Hubo un tiempo en que en Occidente se observaba a la Rusia comunista con cierta indulgencia, sus líderes parecían inofensivos ancianos seniles de otro tiempo y sus figuras históricas (Lenin y, sobre todo, Stalin) no parecían más que eso, figuras históricas. A esta percepción contribuyó gente como el Pulitzer Walter Duranty, el corresponsal del New York Times en Moscú, un periodista arribista y adulador que ayudó a afianzar "un culto a la personalidad del dictador incluso en Occidente". El trabajo en los últimos lustros de historiadores y personajes de la cultura como Nikita Mijalkov (Quemado por el sol) o Martin Amis (Koba el temible), nos han ayudado a levantar el velo y a dejar a la vista la evidencia tenebrosa: Stalin se sienta al lado de Hitler o Pol-Pot en el podio de los monstruos genocidas de la historia reciente.
Igort aporta algo más de luz a dicha evidencia, revelando un drama histórico sobre el que en los anales históricos recientes se ha hablado poco o nada: el genocidio practicado sobre los kulaks (campesinos poseedores de tierras) ucranianos entre 1931 y 1934, una matanza que se dio en llamar la deskulakización.

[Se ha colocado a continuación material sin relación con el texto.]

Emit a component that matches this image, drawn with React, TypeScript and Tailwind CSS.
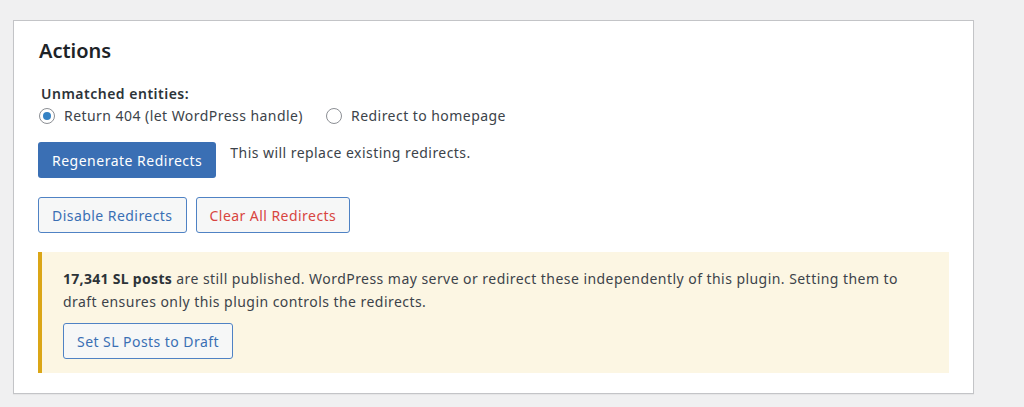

Con el fin de conseguir incorporar a la rebelde Ucrania ("con una fuerte tradición campesina compuesta por pequeños y medianos terratenientes") al plan de colectivización bolchevique, Stalin y sus generales trazan un plan sistemático que consiga doblegar al país, "aniquile sus impulsos independentistas y destruya su identidad": se trataba de aislar a Ucrania y cortar sus medios de producción y sustento. Mediante el arresto de los cabezas de familia, la deportación sistemática de kulaks y la posterior requisación de bienes, animales, cosechas y alimentos, la región cayó en una hambruna tan brutal que hizo aumentar exponencialmente a hambruna, la violencia y provocó terribles episodios de canibalismo; la población de kulaks pasó de los 5,6 millones de 1928 a los 149.000 de 1834.
En su intento de ilustrar lo inenarrable, Igort maneja un doble registro artístico: para su enumeración de datos históricos y para la ordenación de los acontecimientos (apoyada en numerosos documentos oficiales de la época), el italiano recurre a ilustraciones de apoyo sobre textos ágiles e informativos. Pero además, entre cifras espeluznantes y espeluznantes referencias, el autor incluye varios relatos comicográficos reducidos, de naturaleza biográfica. Se trata de episodios fidedignos sobre las vidas de esos testigos que Igort se encontró en su travesía, y que tuvieron a bien desnudarse vitalmente ante sus preguntas en indagaciones.
Las vidas de los Serafina Andréyevna, Nicolái Vasílievich o María Ivánovna no intentan funcionar, ni mucho menos, como ejemplos ilustrados de una tesis o como pruebas del delito. Son simple y llanamente confesiones descarnadas, a tumba abierta, de auténticas tragedias personales; ejemplos en carne viva del derrumbe existencial que asola a este planeta que habitamos, con una frecuencia cíclica y machacona. Cuando leemos sus retratos de resistencia y lucha infructuosa, pareciera que estuviéramos presenciado algunas de aquellas vidas de santos y hagiografías iluminadas de nuestro adoctrinamiento pasado (que tanto gustaban a ese otro pequeño y miserable dictadorcillo nuestro), eso sí desprovistas del resplandor místico y la aureola santificante. Tragedias sin excusas las de estos pobres hombres y mujeres ucranianos que sobrevivieron al monstruo y a sus plagas, y se agarraron a la vida, para constatar que al final de la misma, no había nada más que una tumba hecha de barro y heces.
No nos extraña que el Igort narrador deambule por su propia obra en estado perpetuo de congoja y estupor. En ese mismo estado nos deja con su último subrayado:
Una noticia reciente: van a colocarse numerosos retratos gigantes de Stalin en las principales plazas de Moscú a partir del 1 de abril de 2010. "Que saga sonriendo," aconsejan los dirigentes del revivido partido comunista. Y esto no es, por desgracia, una inocentada.
2 comentarios :
Gran comic y gran entrada. Totalmente recomendable.
Sí que es un gran cómic, uno de los mejores de este año, sin duda. Gracias, don Miguel, por las palabras y por la visita.